Careful renovation transformed a grim self-storage warehouse surrounded by parking lots in Uptown Pittsburgh into a new community of loft apartments.
Just a mile from downtown, almost 7,000 people work in Uptown, but only 800 people lived in the neighborhood before Mackey Lofts opened its 43 affordable apartments in May.
Since affordable housing developer ACTION-Housing began planning the renovation, another company has redeveloped the Fifth Avenue High School next door into luxury apartments renting for twice as much as Mackey Lofts. ACTION-Housing also has plans under way to build affordable homes on a cluster of nearby vacant lots.

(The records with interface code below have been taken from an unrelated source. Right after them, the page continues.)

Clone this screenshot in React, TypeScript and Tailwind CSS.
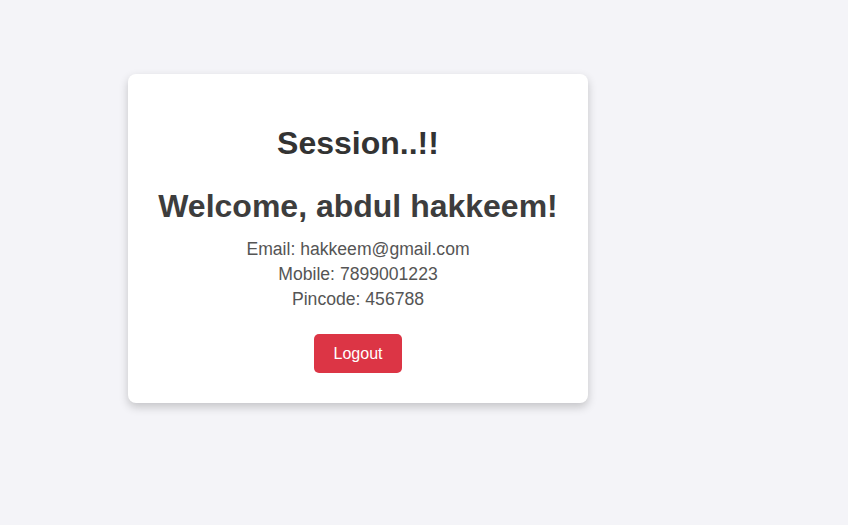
export default function App() {
  const user = {
    name: "abdul hakkeem",
    email: "hakkeem@gmail.com",
    mobile: "7899001223",
    pincode: "456788",
  }

  return (
    <div className="min-h-screen bg-[#f4f4f8] pt-[74px] pl-[128px] font-['Liberation_Sans',Arial,sans-serif]">
      <div className="w-[460px] rounded-lg bg-white p-[30px] text-center shadow-[0_4px_10px_rgba(0,0,0,0.2)]">
        <h1 className="mt-[21px] mb-[26px] text-[32px] leading-[37px] font-bold text-[#333]">Session..!!</h1>
        <h2 className="mb-[12px] text-[32px] leading-[37px] font-bold text-[#3d3d3d]">Welcome, {user.name}!</h2>
        <p className="text-[17.6px] leading-[25px] text-[#555]">Email: {user.email}</p>
        <p className="text-[17.6px] leading-[25px] text-[#555]">Mobile: {user.mobile}</p>
        <p className="text-[17.6px] leading-[25px] text-[#555]">Pincode: {user.pincode}</p>
        <button className="mt-[22px] rounded-[5px] bg-[#dc3545] px-[20px] py-[10px] text-[16px] leading-[19px] text-white">
          Logout
        </button>
      </div>
    </div>
  )
}
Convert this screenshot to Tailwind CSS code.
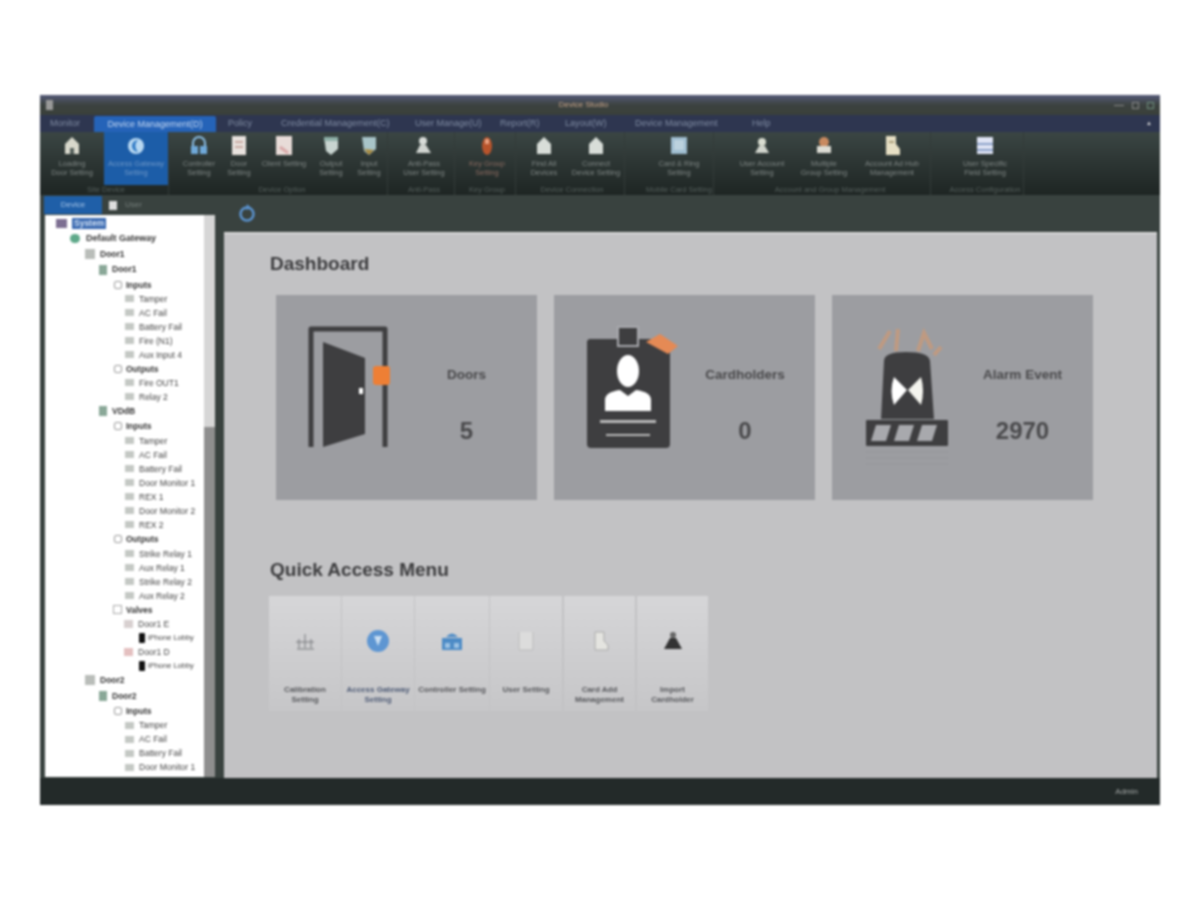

Mackey Lofts includes 10 units of supportive housing carefully designed for people with impairments to their hearing or vision or both, with features like doorbells and telephones that vibrate or flash with strobe lights. Deaf-blind residents can communicate with visitors to the building through a text intercom system based on braille.
Services for residents range from case management and individual and group therapy to financial literacy and career counseling. Four of the property managers have also learned sign language to better communicate with the residents.
“We feel in supportive housing you are going to be dealing with residents over the long haul,” says Jennifer DiNardo, director of real estate affiliates for ACTION-Housing.
The $12 million project was financed with help from low-income housing tax credit equity from National Equity Fund, Inc.
ACTION-Housing also created new courtyard space. Underneath the courtyard are 11 geothermal wells, which will provide 60 percent to 70 percent of the heating and cooling for the building.